Il est sans doute extrêmement difficile de saisir, aujourd’hui, en quoi et pourquoi la « machine de guerre » conceptuelle élaborée par Althusser suscita, au tournant des années 1970, un tel engouement auprès d’une nouvelle génération de militants marxistes, surtout intellectuels, dont mai 68 fut le premier fait d’arme. Et c’est évidemment pour cette raison que la charge d’Edward P. Thompson [1] contre Althusser pourra paraître exotique à ceux qui la liront. En réalité, c’est l’époque qui l’était. L’analyse méticuleuse qu’en tire Thompson est surtout édifiante parce qu’elle permet, précisément, le démontage d’une imposture en « déconstruisant », à partir d’une lecture farouchement critique de ses textes, la réelle fascination qu’exerça en son temps le rédacteur de Pour Marx et Lire le Capital sur la foule des doctorants « ès marxisme » et des petites mains qui se nourrissaient de leurs travaux. Aux uns la puissance de « la Théorie », aux autres la solidité du manche de pioche dont les premiers usaient avec dextérité à l’encontre des « anars, des révisionnistes et des sociaux-traîtres en tous genres » – en bref tous ceux qui ne s’alignaient pas, au nom de la discipline révolutionnaire, sous les drapeaux d’une organisation quasi militaire qui, il faut bien le dire, laissait poindre une volonté de puissance qui transformait le pouvoir du militant en spectacle de sa propre libido. La force de la séduction, en somme : celle du discours du Maître. Ce que Lacan n’avait pas manqué de pointer, en 1969, lors d’une intervention à l’université de Vincennes : « Ce à quoi vous aspirez comme révolutionnaires, c’est à un Maître. Vous l’aurez. [2] » En des temps où commençait de refluer le gauchisme, cette idée fut reprise par François Fourquet, sous forme de questionnement, dans le quatorzième numéro de la revue Recherches (1974) : « Ne savons-nous pas que le Parti a toujours prospéré dans la mauvaise conscience en traînant derrière lui une meute de juges qui avaient la vérité avec eux ? [3] »
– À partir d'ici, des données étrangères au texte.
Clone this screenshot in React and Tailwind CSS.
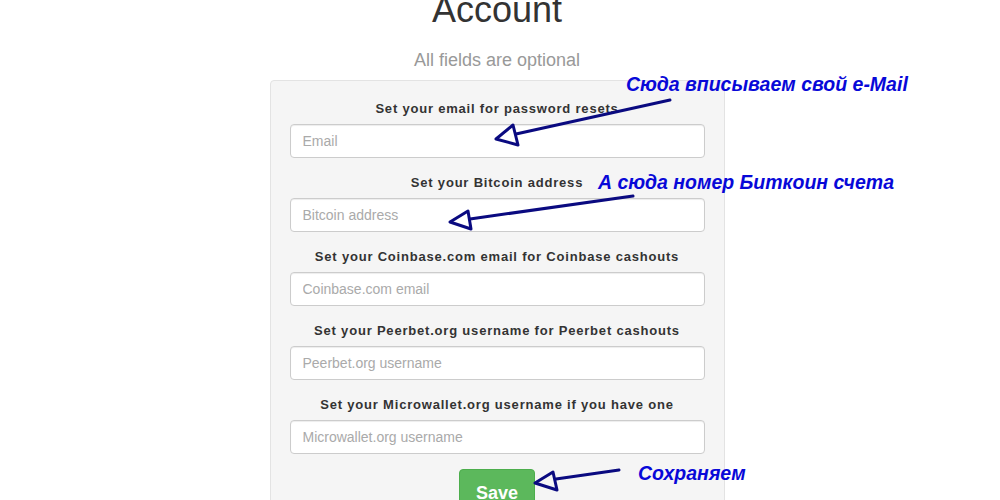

Le structuralisme version Althusser contenait, comme le souligne avec force un Thompson très en verve, cette volonté de domination qui se proposait de réduire à néant les disciplines qu’il prétendait phagocyter – l’histoire en particulier, mais aussi la philosophie et l’anthropologie –, soit pour les instrumentaliser, soit pour les sortir, à grands coups d’anathèmes, du champ épistémologique que le théoricien se faisait fort de « reconstruire ». On ne niera pas que la charge, parfois très drôle, souvent très savante, de Thompson – originellement publiée en 1978, à Londres, et jamais traduite en français – a un parfum quelque peu « rétro ». Et ce d’autant que le nom d’Althusser n’évoque plus grand-chose aux jeunes lecteurs d’aujourd’hui, s’il en reste, et pas davantage l’influence résolument dogmatique que le gourou de la rue d’Ulm exerça sur ses adeptes – dont l’« althussérien » Badiou est, lui, encore très lu.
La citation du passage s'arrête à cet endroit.